AIM OF THE TASK:
Check each line of the listing for the string "index", then state how many lines have it. Only the number is wanted.

AVAILABLE DATA:
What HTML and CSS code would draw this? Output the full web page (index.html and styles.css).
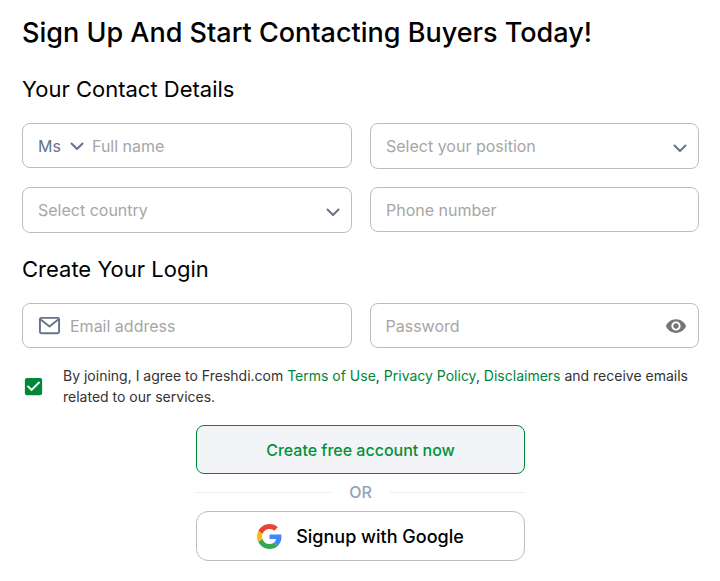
FILE: index.html
```
<!DOCTYPE html>
<html lang="en">
<head>
    <meta charset="UTF-8">
    <meta name="viewport" content="width=device-width, initial-scale=1.0">
    <title>Sign Up - Freshdi</title>
    <link rel="stylesheet" href="styles.css">
</head>
<body>
    <main class="signup">
        <h1>Sign Up And Start Contacting Buyers Today!</h1>

        <form class="signup-form">
            <h2>Your Contact Details</h2>
            <div class="fields">
                <div class="field">
                    <div class="select-wrap title-select">
                        <select name="title" aria-label="Title">
                            <option>Ms</option>
                            <option>Mr</option>
                        </select>
                        <svg class="chevron" viewBox="0 0 14 14" aria-hidden="true"><path d="M1.500 4.500 7 10l5.500-5.500"/></svg>
                    </div>
                    <input type="text" name="fullname" placeholder="Full name" aria-label="Full name">
                </div>
                <div class="field field-select">
                    <div class="select-wrap">
                        <select class="empty" name="position" aria-label="Position">
                            <option>Select your position</option>
                        </select>
                        <svg class="chevron" viewBox="0 0 14 14" aria-hidden="true"><path d="M1.500 4.500 7 10l5.500-5.500"/></svg>
                    </div>
                </div>
                <div class="field field-select">
                    <div class="select-wrap">
                        <select class="empty" name="country" aria-label="Country">
                            <option>Select country</option>
                        </select>
                        <svg class="chevron" viewBox="0 0 14 14" aria-hidden="true"><path d="M1.500 4.500 7 10l5.500-5.500"/></svg>
                    </div>
                </div>
                <div class="field">
                    <input type="tel" name="phone" placeholder="Phone number" aria-label="Phone number">
                </div>
            </div>

            <h2>Create Your Login</h2>
            <div class="fields">
                <div class="field">
                    <svg class="mail-icon" viewBox="0 0 24 24" aria-hidden="true">
                        <rect x="2" y="4" width="20" height="16" rx="1.500"/>
                        <path d="M2.500 5.500 12 13l9.500-7.500"/>
                    </svg>
                    <input type="email" name="email" placeholder="Email address" aria-label="Email address">
                </div>
                <div class="field">
                    <input type="password" name="password" placeholder="Password" aria-label="Password">
                    <button class="eye-btn" type="button" aria-label="Show password">
                        <svg viewBox="0 0 24 24" aria-hidden="true"><path d="M12 4.500C7 4.500 2.730 7.610 1 12c1.730 4.390 6 7.500 11 7.500s9.270-3.110 11-7.500c-1.730-4.390-6-7.500-11-7.500zM12 17c-2.760 0-5-2.240-5-5s2.240-5 5-5 5 2.240 5 5-2.240 5-5 5zm0-8c-1.660 0-3 1.340-3 3s1.340 3 3 3 3-1.340 3-3-1.340-3-3-3z"/></svg>
                    </button>
                </div>
            </div>

            <div class="terms">
                <span class="checkbox">
                    <input type="checkbox" id="agree" name="agree" checked>
                    <svg viewBox="0 0 24 24" aria-hidden="true"><path d="M19 3H5c-1.110 0-2 .9-2 2v14c0 1.100.89 2 2 2h14c1.110 0 2-.9 2-2V5c0-1.100-.89-2-2-2zm-9 14l-5-5 1.410-1.410L10 14.170l7.590-7.590L19 8l-9 9z"/></svg>
                </span>
                <label for="agree">By joining, I agree to Freshdi.com <a href="#">Terms of Use</a>, <a href="#">Privacy Policy</a>, <a href="#">Disclaimers</a> and receive emails related to our services.</label>
            </div>

            <div class="actions">
                <button class="btn btn-create" type="submit">Create free account now</button>
                <div class="divider">OR</div>
                <button class="btn btn-google" type="button">
                    <svg viewBox="0 0 48 48" aria-hidden="true">
                        <path fill="#ea4335" d="M24 9.500c3.540 0 6.710 1.220 9.210 3.600l6.850-6.850C35.900 2.380 30.470 0 24 0 14.620 0 6.510 5.380 2.560 13.220l7.980 6.190C12.430 13.720 17.740 9.500 24 9.500z"/>
                        <path fill="#4285f4" d="M46.980 24.550c0-1.570-.15-3.090-.38-4.550H24v9.020h12.940c-.58 2.960-2.260 5.480-4.780 7.180l7.730 6c4.510-4.180 7.090-10.360 7.090-17.650z"/>
                        <path fill="#fbbc05" d="M10.530 28.590c-.48-1.450-.76-2.990-.76-4.590s.27-3.140.76-4.590l-7.980-6.190C.92 16.460 0 20.120 0 24s.92 7.540 2.560 10.780l7.970-6.190z"/>
                        <path fill="#34a853" d="M24 48c6.480 0 11.930-2.130 15.890-5.810l-7.730-6c-2.150 1.450-4.920 2.300-8.160 2.300-6.260 0-11.570-4.220-13.470-9.910l-7.980 6.190C6.510 42.620 14.620 48 24 48z"/>
                    </svg>
                    Signup with Google
                </button>
            </div>
        </form>
    </main>
</body>
</html>
```

FILE: styles.css
```
* {
    margin: 0;
    padding: 0;
    box-sizing: border-box;
}

body {
    background-color: #fff;
    color: #000;
    font-family: Inter, "Liberation Sans", sans-serif;
    font-size: 16px;
}

.signup {
    padding: 15px 21px 20px 22px;
}

h1 {
    font-size: 27px;
    font-weight: 500;
    line-height: 36px;
}

h2 {
    font-size: 22px;
    font-weight: 400;
    line-height: 30px;
    margin: 23px 0 19px;
}

.fields + h2 {
    margin-top: 21px;
}

.fields {
    display: grid;
    grid-template-columns: 1fr 1fr;
    align-items: start;
    gap: 18px;
}

.field {
    display: flex;
    align-items: center;
    min-height: 45px;
    padding: 0 11px 0 15px;
    border: 1px solid #bdbdbd;
    border-radius: 8px;
}

.field-select {
    min-height: 46px;
}

input,
select,
button {
    font: inherit;
}

.field input {
    flex: 1;
    min-width: 0;
    height: 24px;
    border: none;
    outline: none;
    background: none;
    color: #333;
}

.field input::placeholder {
    color: #a6a6a6;
    opacity: 1;
}

/* select and its arrow share one grid cell */
.select-wrap {
    display: grid;
    flex: 1;
    align-items: center;
}

.select-wrap select,
.select-wrap .chevron {
    grid-area: 1 / 1;
}

.select-wrap select {
    appearance: none;
    width: 100%;
    height: 24px;
    border: none;
    outline: none;
    background: none;
    color: #64748b;
}

.select-wrap select.empty {
    color: #a6a6a6;
}

.chevron {
    justify-self: end;
    width: 14px;
    height: 14px;
    fill: none;
    stroke: #64748b;
    stroke-width: 2;
    stroke-linecap: round;
    stroke-linejoin: round;
    pointer-events: none;
}

.field-select .chevron {
    margin-top: 4px;
}

.title-select {
    flex: none;
    width: 46px;
    margin-right: 8px;
}

.mail-icon {
    width: 23px;
    height: 23px;
    margin-right: 9px;
    fill: none;
    stroke: #64748b;
    stroke-width: 2;
    stroke-linejoin: round;
}

.eye-btn {
    display: flex;
    border: none;
    background: none;
    cursor: pointer;
}

.eye-btn svg {
    width: 22px;
    height: 22px;
    fill: #757575;
}

.terms {
    display: flex;
    align-items: center;
    gap: 18px;
    margin-top: 17px;
    font-size: 14px;
    line-height: 21px;
    color: #333;
}

.terms a {
    color: #00853a;
    text-decoration: none;
}

.checkbox {
    display: grid;
    flex: none;
}

.checkbox input,
.checkbox svg {
    grid-area: 1 / 1;
    width: 23px;
    height: 23px;
}

.checkbox input {
    appearance: none;
}

.checkbox svg {
    fill: #008837;
    pointer-events: none;
}

.actions {
    display: flex;
    flex-direction: column;
    width: 50%;
    max-width: 329px;
    margin: 18px auto 0;
}

.btn {
    display: flex;
    align-items: center;
    justify-content: center;
    min-height: 49px;
    font-weight: 500;
    cursor: pointer;
}

.btn-create {
    border: 1px solid #008837;
    border-radius: 8px;
    background-color: #f2f4f7;
    color: #00913a;
}

.divider {
    display: flex;
    align-items: center;
    gap: 18px;
    line-height: 37px;
    font-weight: 500;
    color: #94a3b8;
}

.divider::before,
.divider::after {
    content: "";
    flex: 1;
    height: 1px;
    background-color: #ececec;
}

.btn-google {
    gap: 14px;
    min-height: 50px;
    border: 1px solid #bdbdbd;
    border-radius: 12px;
    background-color: #fff;
    color: #000;
    font-size: 18px;
}

.btn-google svg {
    width: 25px;
    height: 25px;
}
```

TASK ANSWER:
2